Clash of Titans Review – “Nearly Unwatchable”

I’ve been excited to see 2010’s Clash of the Titans since the previews came out last year. War on the Gods despite great odds? Defiance as a principle and free right? Greek mythology? These are some of my favorite themes. Unfortunately, if it weren’t for Gemma Arterton – who, even while standing pretty still and delivering poorly written, flatly acted lines was still captivating – I might have walked out of the theater.

Interestingly, the main story was actually taken from Christian mythology, rather than Greek: Zeus “loves” human kind, so would not punish them even in their defiance. But something has to be done. So – paraphrasing from the book of Job – Hades (Lucifer) asks Zeus if he can punish the humans; giving Zeus, the all powerful mighty God the loophole to duck out of. So Hades ‘torments’ human kind – although he really does no such thing. He just says you will all die, or you will give up your princess Andromeda. Quite rightly, the villagers don’t give a hoot about the princess and are ready to feed her to the beast.

How the indiscretions of a bunch of blasphemers can be compensated by the blood sacrifice on an innocent, faithful girl, is unclear. Perseus, rather than having any interest in Andromeda, just wants to kill the Kracken to get at Hades, whom he plans to kill (of course, it’s impossible to kill a god and in the end he just banishes him).

OK – the story does sound good. Monsters, princesses, greek gods – but somehow they screw it all up, and the story is peppered by ridiculous, laugh out loud bit of horseshit, inconsequential, underdeveloped characters that come and go, cheap sets and costumes (let’s just rub dirt on everybody – heck they never bathed back then did they?).

It played out like a bad, 30 year old TV B movie (actually the acting was probably better in the old versions, even with the crappy effects). Not that the bad acting was completely the actor’s faults. The lines were god-awful. There was no cohesive plot, no twists, no surprises, nothing interesting at all. Noone said anything funny or clever (the one attempt at humor wasn’t funny and the audience watched sadly as the actors all had to laugh as if it had been). I felt like the actors knew they were making a flop and just wanted to get out as soon as possible so they could put it all behind them.
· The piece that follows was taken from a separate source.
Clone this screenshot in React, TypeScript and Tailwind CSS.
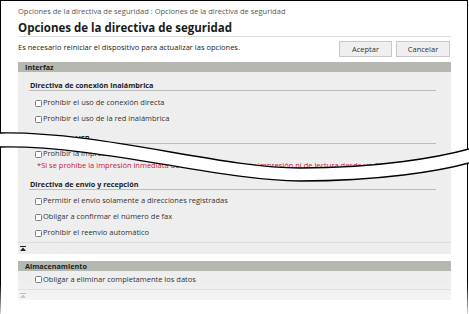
function Check() {
  return <span className="inline-block h-[7px] w-[7px] shrink-0 rounded-[1.5px] border border-[#7a7a7a] bg-white" />;
}

function Row({ label }: { label: string }) {
  return (
    <div className="flex h-[16px] items-center gap-[1px] pl-[6px]">
      <Check />
      <span>{label}</span>
    </div>
  );
}

function SubHeader({ title }: { title: string }) {
  return (
    <div className="h-[10px] border-b border-[#bcbcbc] pl-[1px] text-[7.25px] font-bold leading-[9px] text-[#222]">
      {title}
    </div>
  );
}

function TopIcon({ faded }: { faded?: boolean }) {
  return (
    <svg width="6" height="5" viewBox="0 0 6 5" className={faded ? "text-[#a8a8a8]" : "text-[#222]"}>
      <rect x="0" y="0" width="6" height="1" fill="currentColor" />
      <polygon points="0,5 3,1.6 6,5" fill="currentColor" />
    </svg>
  );
}

const UPPER = "M0 133 C100 131 220 168 300 168 C380 168 440 157 469 149";
const LOWER = "M0 147 C100 145 220 181 300 181 C380 181 440 171 469 163";
const BAND =
  "M0 133 C100 131 220 168 300 168 C380 168 440 157 469 149 L469 163 C440 171 380 181 300 181 C220 181 100 145 0 147 Z";

export default function App() {
  return (
    <div className="relative h-[314px] w-[469px] overflow-hidden bg-white font-['Open_Sans',sans-serif] text-[7.5px] text-[#333]">
      <div className="h-[330px] w-[468px] border-x border-t border-black pl-[17px] pr-[16px]">
        <p className="pt-[5px] leading-[10px] text-[#555]">
          Opciones de la directiva de seguridad : Opciones de la directiva de seguridad
        </p>
        <h1 className="mt-[4px] h-[17px] border-b border-[#dcdcdc] text-[11.5px] font-bold leading-[16px] text-[#1a1a1a]">
          Opciones de la directiva de seguridad
        </h1>
        <div className="mt-[4px] flex h-[16px] items-start justify-between pr-[1px]">
          <span className="mt-[1px] leading-[10px] text-[#222]">
            Es necesario reiniciar el dispositivo para actualizar las opciones.
          </span>
          <div className="flex gap-[4px]">
            <button className="h-[16px] w-[53px] border border-[#c8c8c8] bg-[#efefef] leading-[14px] text-[#333]">
              Aceptar
            </button>
            <button className="h-[16px] w-[54px] border border-[#c8c8c8] bg-[#efefef] leading-[14px] text-[#333]">
              Cancelar
            </button>
          </div>
        </div>

        <div className="mt-[5px] h-[10px] bg-[#b4b8b1] pl-[7px] text-[7.25px] font-bold leading-[10px] text-[#222]">
          Interfaz
        </div>
        <div className="bg-[#eeeeee] pt-[9px]">
          <div className="ml-[11px] mr-[15px]">
            <SubHeader title="Directiva de conexión inalámbrica" />
            <div className="mt-[4px]">
              <Row label="Prohibir el uso de conexión directa" />
              <Row label="Prohibir el uso de la red inalámbrica" />
            </div>
            <div className="mt-[7px]">
              <SubHeader title="Directiva de USB" />
            </div>
            <div className="mt-[3px] flex h-[14px] items-center gap-[1px] pl-[6px]">
              <Check />
              <span>Prohibir la impresión inmediata</span>
            </div>
            <p className="h-[9px] pl-[8px] leading-[9px] text-[#d0103a]">
              *Si se prohíbe la impresión inmediata de datos no se admite la impresión ni de lectura desde un PC.
            </p>
            <div className="mt-[10px]">
              <SubHeader title="Directiva de envío y recepción" />
            </div>
            <div className="mt-[3px]">
              <Row label="Permitir el envío solamente a direcciones registradas" />
              <Row label="Obligar a confirmar el número de fax" />
              <Row label="Prohibir el reenvío automático" />
            </div>
          </div>
          <div className="mt-[1px] flex h-[12px] items-center border-t border-[#dcdcdc] pl-[2px]">
            <TopIcon />
          </div>
        </div>

        <div className="mt-[7px] h-[10px] bg-[#b4b8b1] pl-[7px] text-[7.25px] font-bold leading-[10px] text-[#222]">
          Almacenamiento
        </div>
        <div className="bg-[#eeeeee]">
          <div className="ml-[11px] mr-[15px] pt-[1px]">
            <div className="flex h-[15px] items-center gap-[1px] pl-[6px]">
              <Check />
              <span>Obligar a eliminar completamente los datos</span>
            </div>
          </div>
          <div className="mt-[2px] flex h-[11px] items-center border-t border-[#dcdcdc] pl-[2px]">
            <TopIcon faded />
          </div>
        </div>
      </div>

      <svg className="pointer-events-none absolute left-0 top-0" width="469" height="314" viewBox="0 0 469 314">
        <path d={BAND} fill="white" />
        <path d={UPPER} fill="none" stroke="black" strokeWidth="1.3" />
        <path d={LOWER} fill="none" stroke="black" strokeWidth="1.3" />
      </svg>
      <div className="pointer-events-none absolute left-0 right-0 top-[284px] h-[36px] bg-linear-to-b from-white/0 to-white" />
    </div>
  );
}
Sure – great special effects. But we’re used to special effects. I could have been home playing God of War Three – which is visually more appealing and has a much stronger story… If I were editing this movie as a novel (which is what I do) I would have torn it apart. Why did this character do/say/think this? What was the motivation? How did they get from here to there so fast? Why is he angry/sad/happy? What’s the reason? Why would Zeus have given Perseus divine presents when Perseus mission was to defy and defeat the gods? etc.

The movie stuck pretty close to the original myth of Perseus and Andromeda, which was interesting to watch – until they absolutely screwed it up in the end by having Perseus ditch Andromeda, and letting Zeus restore the already dead Gemma so that the two demigods could get it on (why Zeus didn’t restore Perseus dead family instead is one of many unanswered questions.)

If you want to see a good movie, go see Percy Jackson’s the Lightning thief: more stars, and better acting. Clash of Titans, it’s true, probably had better effects; but I’ve come to realize effects mean very little when you’re painfully sitting through a movie with gaps in logic, reason, motivation, and consequence.